**Goal**
Quote all of the data that follows exactly as written, skipping the images.
-=-=-=-=-
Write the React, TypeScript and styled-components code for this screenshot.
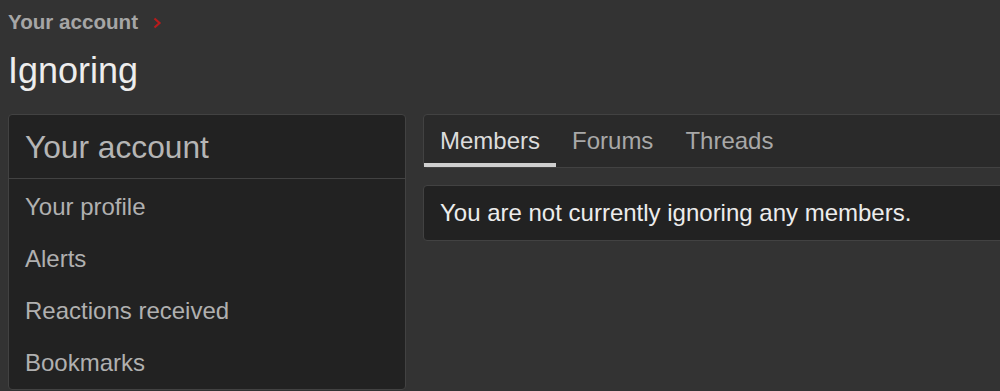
import styled, { createGlobalStyle } from 'styled-components';

const GlobalStyle = createGlobalStyle`
	html, body {
		margin: 0;
		padding: 0;
		background: #333333;
		overflow: hidden;
	}
	body {
		font-family: 'Liberation Sans', Arial, sans-serif;
	}
`;

const Page = styled.div`
	width: 1100px;
	padding: 10px 8px 0;
	box-sizing: border-box;
`;

const Breadcrumb = styled.div`
	display: flex;
	align-items: center;
	gap: 15px;
	height: 24px;
	line-height: 24px;
	font-size: 20.6px;
	font-weight: 700;
	color: #a6a6a6;
`;

const Chevron = styled.svg`
	width: 9px;
	height: 12px;
	margin-top: 1px;
`;

const Title = styled.h1`
	margin: 15px 0 21px;
	font-size: 36px;
	font-weight: 400;
	line-height: 44px;
	color: #ededed;
`;

const Layout = styled.div`
	display: grid;
	grid-template-columns: 398px 640px;
	column-gap: 17px;
	align-items: start;
`;

const Sidebar = styled.nav`
	background: #222222;
	border: 1px solid #424242;
	border-radius: 4px;
	overflow: hidden;
`;

const SidebarHeader = styled.h3`
	margin: 0;
	padding: 14px 16px 13px;
	font-size: 31.7px;
	font-weight: 400;
	line-height: 36px;
	color: #b5b5b5;
	border-bottom: 1px solid #424242;
`;

const SidebarList = styled.ul`
	list-style: none;
	margin: 0;
	padding: 2px 0 0;
`;

const SidebarItem = styled.li`
	padding: 9px 16px;
	font-size: 24px;
	line-height: 34px;
	color: #b0b0b0;
`;

const Main = styled.div`
	display: flex;
	flex-direction: column;
	gap: 17px;
`;

const TabBar = styled.div`
	display: flex;
	background: #2a2a2a;
	border: 1px solid #424242;
	border-radius: 4px;
`;

const Tab = styled.div<{ $active?: boolean }>`
	padding: 11px 16px 8px;
	font-size: 24px;
	line-height: 29px;
	color: ${(p) => (p.$active ? '#dcdcdc' : '#a8a8a8')};
	border-bottom: 4px solid ${(p) => (p.$active ? '#cfcfcf' : 'transparent')};
`;

const Message = styled.div`
	padding: 10px 16px 11px;
	font-size: 24px;
	line-height: 33px;
	color: #ececec;
	background: #222222;
	border: 1px solid #424242;
	border-radius: 4px;
`;

const menu = ['Your profile', 'Alerts', 'Reactions received', 'Bookmarks'];
const tabs = ['Members', 'Forums', 'Threads'];

function App() {
	return (
		<>
			<GlobalStyle />
			<Page>
				<Breadcrumb>
					<span>Your account</span>
					<Chevron viewBox="0 0 9 12">
						<path d="M1.5 1.5 L6.5 6 L1.5 10.5" fill="none" stroke="#b71c1c" strokeWidth="2.2" />
					</Chevron>
				</Breadcrumb>
				<Title>Ignoring</Title>
				<Layout>
					<Sidebar>
						<SidebarHeader>Your account</SidebarHeader>
						<SidebarList>
							{menu.map((m) => (
								<SidebarItem key={m}>{m}</SidebarItem>
							))}
						</SidebarList>
					</Sidebar>
					<Main>
						<TabBar>
							{tabs.map((t, i) => (
								<Tab key={t} $active={i === 0}>
									{t}
								</Tab>
							))}
						</TabBar>
						<Message>You are not currently ignoring any members.</Message>
					</Main>
				</Layout>
			</Page>
		</>
	);
}

export default App;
-=-=-=-=-
**Solution for this exercise**
Write the React, TypeScript and styled-components code for this screenshot.
import styled, { createGlobalStyle } from 'styled-components';

const GlobalStyle = createGlobalStyle`
	html, body {
		margin: 0;
		padding: 0;
		background: #333333;
		overflow: hidden;
	}
	body {
		font-family: 'Liberation Sans', Arial, sans-serif;
	}
`;

const Page = styled.div`
	width: 1100px;
	padding: 10px 8px 0;
	box-sizing: border-box;
`;

const Breadcrumb = styled.div`
	display: flex;
	align-items: center;
	gap: 15px;
	height: 24px;
	line-height: 24px;
	font-size: 20.6px;
	font-weight: 700;
	color: #a6a6a6;
`;

const Chevron = styled.svg`
	width: 9px;
	height: 12px;
	margin-top: 1px;
`;

const Title = styled.h1`
	margin: 15px 0 21px;
	font-size: 36px;
	font-weight: 400;
	line-height: 44px;
	color: #ededed;
`;

const Layout = styled.div`
	display: grid;
	grid-template-columns: 398px 640px;
	column-gap: 17px;
	align-items: start;
`;

const Sidebar = styled.nav`
	background: #222222;
	border: 1px solid #424242;
	border-radius: 4px;
	overflow: hidden;
`;

const SidebarHeader = styled.h3`
	margin: 0;
	padding: 14px 16px 13px;
	font-size: 31.7px;
	font-weight: 400;
	line-height: 36px;
	color: #b5b5b5;
	border-bottom: 1px solid #424242;
`;

const SidebarList = styled.ul`
	list-style: none;
	margin: 0;
	padding: 2px 0 0;
`;

const SidebarItem = styled.li`
	padding: 9px 16px;
	font-size: 24px;
	line-height: 34px;
	color: #b0b0b0;
`;

const Main = styled.div`
	display: flex;
	flex-direction: column;
	gap: 17px;
`;

const TabBar = styled.div`
	display: flex;
	background: #2a2a2a;
	border: 1px solid #424242;
	border-radius: 4px;
`;

const Tab = styled.div<{ $active?: boolean }>`
	padding: 11px 16px 8px;
	font-size: 24px;
	line-height: 29px;
	color: ${(p) => (p.$active ? '#dcdcdc' : '#a8a8a8')};
	border-bottom: 4px solid ${(p) => (p.$active ? '#cfcfcf' : 'transparent')};
`;

const Message = styled.div`
	padding: 10px 16px 11px;
	font-size: 24px;
	line-height: 33px;
	color: #ececec;
	background: #222222;
	border: 1px solid #424242;
	border-radius: 4px;
`;

const menu = ['Your profile', 'Alerts', 'Reactions received', 'Bookmarks'];
const tabs = ['Members', 'Forums', 'Threads'];

function App() {
	return (
		<>
			<GlobalStyle />
			<Page>
				<Breadcrumb>
					<span>Your account</span>
					<Chevron viewBox="0 0 9 12">
						<path d="M1.5 1.5 L6.5 6 L1.5 10.5" fill="none" stroke="#b71c1c" strokeWidth="2.2" />
					</Chevron>
				</Breadcrumb>
				<Title>Ignoring</Title>
				<Layout>
					<Sidebar>
						<SidebarHeader>Your account</SidebarHeader>
						<SidebarList>
							{menu.map((m) => (
								<SidebarItem key={m}>{m}</SidebarItem>
							))}
						</SidebarList>
					</Sidebar>
					<Main>
						<TabBar>
							{tabs.map((t, i) => (
								<Tab key={t} $active={i === 0}>
									{t}
								</Tab>
							))}
						</TabBar>
						<Message>You are not currently ignoring any members.</Message>
					</Main>
				</Layout>
			</Page>
		</>
	);
}

export default App;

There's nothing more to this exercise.